Die stetig zunehmende Fördermenge  hat Auswirkungen auf den Preis. 1902 fällt der Preis auf 2,82 Kronen pro Zentner Rohöl. Daraufhin gründen die Erdölproduzenten die Petrolea AG. Sie übernimmt das Rohöl von den Erzeugern in Kommission, gibt Vorschüsse, lagert das Rohöl und kann daher von den Raffinerien bessere Preise erzielen. Dadurch haben die Produzenten (deren Zahl von 180 im Jahr 1886 auf 444 im Jahr 1913 steigt) einen sicheren Absatz zu einem kostendeckenden Preis. Die Weiterverarbeitung des Rohöls erfolgt in den 41 Raffinerien Galiziens, daneben gibt es Verarbeitungsbetriebe in Mährisch-Ostrau, Oderberg (Österreichisch-Schlesien) und Pardubitz (Böhmen). 1906 ist das Deutsche Reich mit mehr als der Hälfte größter Abnehmer inländischer Petroleumerzeugnisse. 

Wegen des zu jener Zeit enormen Einsatzes von Maschinen kommt die Ölförderung mit erstaunlich wenig Arbeitskräften aus. Zwischen 1902 und 1910 mit rund 5.500, erst 1913 wächst der Beschäftigtenstand auf 7.258. Darunter sind relativ viele Juden, da beispielsweise im ostgalizischen Förderzentrum Boryslav von 9.318 Einwohnern immerhin 7.336 Juden sind, das entspricht 79 Prozent (Stand 1880); jedoch verringert sich der Anteil bis 1910 durch Abwanderung in die USA auf 45,1 Prozent. 

1907 wird die Petrolea AG aufgelöst, da US-Firmen wie Standard Oil auf den Markt drängen, die den Produzenten bessere Preise offerieren. Die US-Amerikaner verwenden zudem Tankfahrzeuge, die den Kunden das Petroleum direkt ins Haus liefern. Dadurch haben die traditionellen Holzfässer ausgedient, der Zwischenhandel verliert weitgehend an Bedeutung. Gleichzeitig werden in Ostgalizien neuerlich riesige Vorkommen entdeckt, durch die Überproduktion fällt der Rohölpreis auf eine Krone pro Zentner. 

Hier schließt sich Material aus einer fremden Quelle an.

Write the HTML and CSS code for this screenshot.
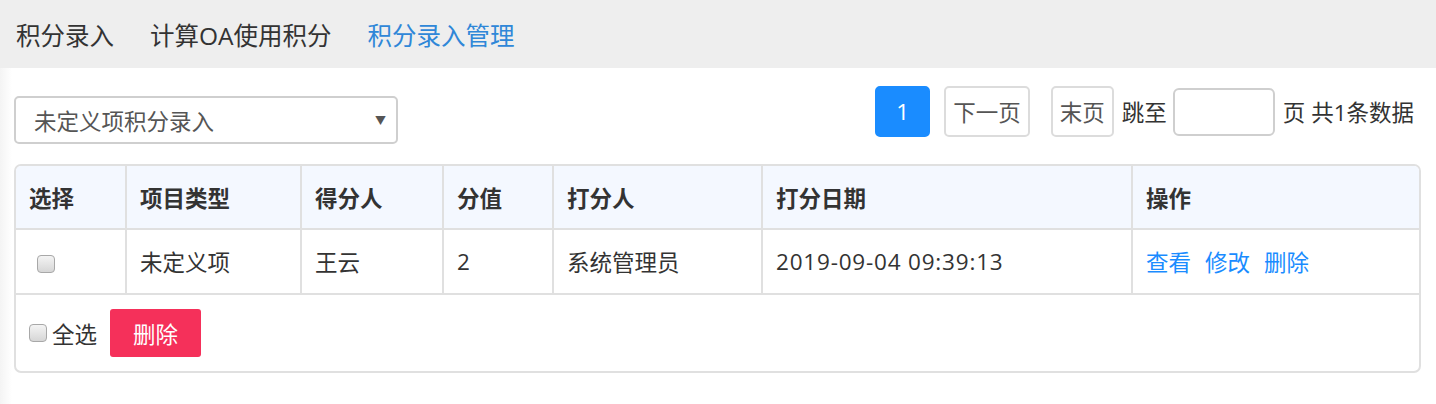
FILE: index.html
```html
<!DOCTYPE html>
<html lang="zh-CN">
<head>
    <meta charset="UTF-8">
    <meta name="viewport" content="width=device-width, initial-scale=1.0">
    <title>积分录入管理</title>
    <link rel="stylesheet" href="styles.css">
</head>
<body>
    <div class="tabs">
        <a class="tab">积分录入</a>
        <a class="tab">计算OA使用积分</a>
        <a class="tab active">积分录入管理</a>
    </div>

    <div class="main">
        <div class="toolbar">
            <div class="select">
                <span>未定义项积分录入</span>
                <span class="arrow">▼</span>
            </div>
            <div class="pager">
                <span class="page current">1</span>
                <span class="page">下一页</span>
                <span class="page last">末页</span>
                <span class="label">跳至</span>
                <input class="jump" type="text">
                <span class="label">页 共1条数据</span>
            </div>
        </div>

        <div class="grid-box">
            <table class="grid">
                <thead>
                    <tr>
                        <th class="c-sel">选择</th>
                        <th class="c-type">项目类型</th>
                        <th class="c-who">得分人</th>
                        <th class="c-val">分值</th>
                        <th class="c-by">打分人</th>
                        <th class="c-date">打分日期</th>
                        <th>操作</th>
                    </tr>
                </thead>
                <tbody>
                    <tr>
                        <td><input class="chk" type="checkbox"></td>
                        <td>未定义项</td>
                        <td>王云</td>
                        <td>2</td>
                        <td>系统管理员</td>
                        <td class="date">2019-09-04 09:39:13</td>
                        <td class="ops"><a>查看</a><a>修改</a><a>删除</a></td>
                    </tr>
                </tbody>
            </table>
            <div class="grid-foot">
                <label class="all"><input class="chk" type="checkbox">全选</label>
                <button class="btn-del">删除</button>
            </div>
        </div>
    </div>
</body>
</html>
```

FILE: styles.css
```css
*{
    box-sizing: border-box;
    font-family: "Open Sans", "Noto Sans CJK SC", sans-serif;
}

body{
    margin: 0;
    background: linear-gradient(to right, #f4f4f4, #fff 12px);
    color: #333;
}

.tabs{
    display: flex;
    align-items: center;
    height: 68px;
    padding-left: 16px;
    background-color: #eeeeee;
}
.tab{
    font-size: 24.5px;
    color: #333;
    margin-right: 36px;
}
.tab.active{
    color: #2f87d8;
}

.main{
    padding: 0 15px 0 14px;
}

.toolbar{
    display: flex;
    justify-content: space-between;
    align-items: flex-start;
    height: 96px;
    padding-top: 18px;
}

.select{
    display: flex;
    justify-content: space-between;
    align-items: center;
    width: 384px;
    height: 48px;
    margin-top: 10px;
    padding: 0 10px 0 18px;
    border: 2px solid #cfcfcf;
    border-radius: 5px;
    font-size: 22.5px;
    color: #555;
}
.select .arrow{
    font-size: 11px;
    color: #555;
}

.pager{
    display: flex;
    align-items: center;
    padding-right: 7px;
    font-size: 22.5px;
}
.page{
    display: flex;
    align-items: center;
    justify-content: center;
    height: 51px;
    padding: 0 7px;
    border: 2px solid #dcdcdc;
    border-radius: 5px;
    color: #555;
    margin-right: 14px;
}
.page.current{
    width: 55px;
    border-color: #1a8cff;
    background-color: #1a8cff;
    color: #fff;
}
.page.last{
    margin-left: 7px;
    margin-right: 8px;
}
.jump{
    width: 102px;
    height: 48px;
    margin: 0 8px 0 6px;
    border: 2px solid #cfcfcf;
    border-radius: 6px;
}

.grid-box{
    border: 2px solid #e0e0e0;
    border-radius: 7px;
    overflow: hidden;
}
.grid{
    width: 100%;
    border-collapse: collapse;
    font-size: 22.5px;
}
.grid th, .grid td{
    height: 63px;
    padding: 0 13px;
    text-align: left;
    border-left: 2px solid #e0e0e0;
    border-bottom: 2px solid #e0e0e0;
}
.grid td{
    height: 65px;
}
.grid th:first-child, .grid td:first-child{
    border-left: none;
}
.grid thead tr{
    background-color: #f4f8ff;
}
.grid th{
    font-weight: bold;
    color: #333;
}
.c-sel{ width: 110px; }
.c-type{ width: 175px; }
.c-who{ width: 142px; }
.c-val{ width: 110px; }
.c-by{ width: 209px; }
.c-date{ width: 370px; }

.grid td.date{
    letter-spacing: 0.8px;
}

.chk{
    appearance: none;
    width: 18px;
    height: 18px;
    margin: 0 0 0 8px;
    vertical-align: middle;
    border: 1px solid #a8a8a8;
    border-radius: 4px;
    background: linear-gradient(#f4f4f4, #d6d6d6);
}

.ops a{
    color: #1a8cff;
    margin-right: 14px;
}

.grid-foot{
    display: flex;
    align-items: center;
    height: 76px;
    padding-left: 13px;
}
.all{
    display: flex;
    align-items: center;
    font-size: 22.5px;
    margin-right: 13px;
}
.all .chk{
    margin: 0 5px 0 0;
}
.btn-del{
    width: 91px;
    height: 48px;
    border: none;
    border-radius: 3px;
    background-color: #f5305a;
    color: #fff;
    font-size: 22.5px;
}
```
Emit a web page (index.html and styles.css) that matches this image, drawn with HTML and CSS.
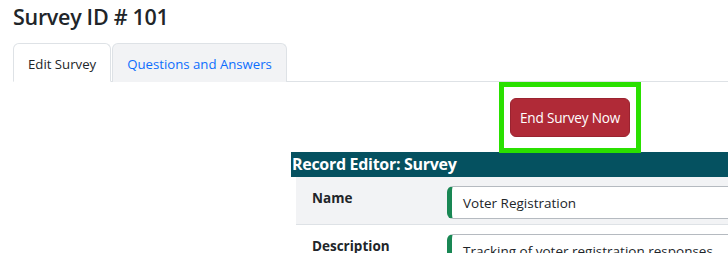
FILE: index.html
```html
<!DOCTYPE html>
<html>
<head>
<meta charset="utf-8">
<link rel="stylesheet" href="styles.css">
</head>
<body>
<div class="page">
  <h1 class="title">Survey ID # 101</h1>
  <ul class="tabs">
    <li class="tab active">Edit Survey</li>
    <li class="tab">Questions and Answers</li>
  </ul>
  <div class="editor">
    <div class="action">
      <div class="highlight">
        <button class="btn-danger">End Survey Now</button>
      </div>
    </div>
    <div class="editor-head">Record Editor: Survey</div>
    <div class="rows">
      <div class="row">
        <div class="label">Name</div>
        <div class="field">Voter Registration</div>
      </div>
      <div class="row">
        <div class="label">Description</div>
        <div class="field">Tracking of voter registration responses</div>
      </div>
    </div>
  </div>
</div>
</body>
</html>
```

FILE: styles.css
```css
html, body {
  margin: 0;
  padding: 0;
  overflow: hidden;
  background: #fff;
}
body {
  font-family: "Open Sans", "Noto Sans", sans-serif;
  color: #212529;
}
.page {
  padding: 0 0 0 13px;
}
.title {
  margin: 0;
  padding-top: 2px;
  font-size: 21.5px;
  font-weight: 600;
  line-height: 30px;
  height: 41px;
  letter-spacing: -0.3px;
}
.tabs {
  list-style: none;
  margin: 0;
  padding: 0;
  display: flex;
  border-bottom: 1px solid #dee2e6;
  height: 38px;
}
.tab {
  box-sizing: border-box;
  height: 39px;
  padding: 0 14px;
  line-height: 40px;
  font-size: 13.2px;
  color: #0d6efd;
  background: #f2f3f5;
  border: 1px solid #dee2e6;
  border-bottom: none;
  border-radius: 6px 6px 0 0;
  margin-right: 1px;
}
.tab.active {
  background: #fff;
  color: #212529;
  border-bottom: 1px solid #fff;
}
.editor {
  margin-left: 278px;
  width: 558px;
}
.action {
  display: flex;
  justify-content: center;
}
.highlight {
  border: 5px solid #2ae000;
  padding: 11px 6px 11px 6px;
}
.btn-danger {
  display: block;
  width: 120px;
  height: 39px;
  background: #b02a37;
  color: #fff;
  border: 1px solid #9a2330;
  border-radius: 6px;
  font-family: inherit;
  font-size: 13.6px;
  letter-spacing: -0.2px;
  padding: 0;
}
.editor-head {
  margin-top: -1px;
  background: #055160;
  color: #fff;
  font-weight: 700;
  font-size: 16px;
  height: 25px;
  line-height: 25px;
  padding-left: 1px;
  letter-spacing: -0.3px;
}
.rows {
  margin-left: 5px;
}
.row {
  display: flex;
  border-bottom: 1px solid #dee2e6;
  padding: 9px 0 5px 0;
}
.row:first-child {
  background: #f2f3f5;
}
.label {
  width: 151px;
  box-sizing: border-box;
  padding-left: 16px;
  padding-top: 3px;
  font-weight: 700;
  font-size: 13.5px;
}
.field {
  flex: 1;
  height: 33px;
  box-sizing: border-box;
  border: 1px solid #b5bac0;
  border-left: 5px solid #198754;
  border-radius: 6px;
  padding-left: 11px;
  line-height: 33px;
  font-size: 13.5px;
  background: #fff;
}
```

Zwischen 1909 und 1913 wird beim Abbau gedrosselt, so daß die Monarchie mit einem Anteil von 2,1 Prozent nur mehr Platz sechs der Weltrangliste belegt. Inzwischen hat Rumänien hinsichtlich der Ölfördermenge die Monarchie überflügelt. 

Das Gros des Rohöls wird zu Petroleum verarbeitet, denn Gasbeleuchtung und elektrisches Licht stecken – was den Gebrauch im Wohnbereich anlangt – am Ende des 19. Jahrhunderts noch in den Kinderschuhen. Deswegen ist Petroleumlicht vor allem in der dunklen Jahreszeit wichtig. Nach dem Grundsatz „Licht ist Bildung“ wird die Menge des verbrauchten Petroleums als Maß für die Zivilisation eines Landes betrachtet. 

Und da schneidet die Donaumonarchie denkbar schlecht ab: Pro Kopf und Jahr werden bloß 4,5 Kilogramm verbraucht; in der Schweiz sind es 12,8 Kilogramm, im Deutschen Reich sogar 14 Kilogramm. Norwegen mit über 20 Kilogramm kann wegen seiner geographischen Lage nur bedingt zum Vergleich herangezogen werden.

Die Nachfrage nach Benzinöl steigt durch die relativ starke Ausbreitung des Automobils. In der österreichischen Hälfte der Doppelmonarchie sind 1907 insgesamt 2.314 Autos unterwegs, 1911 bereits 7.703. Die regionale Verbreitung ist höchst unterschiedlich: Während in Wien 1910 rund viertausend Fahrzeuge zugelassen sind, sind es im gesamten Herzogtum Salzburg bloß 42.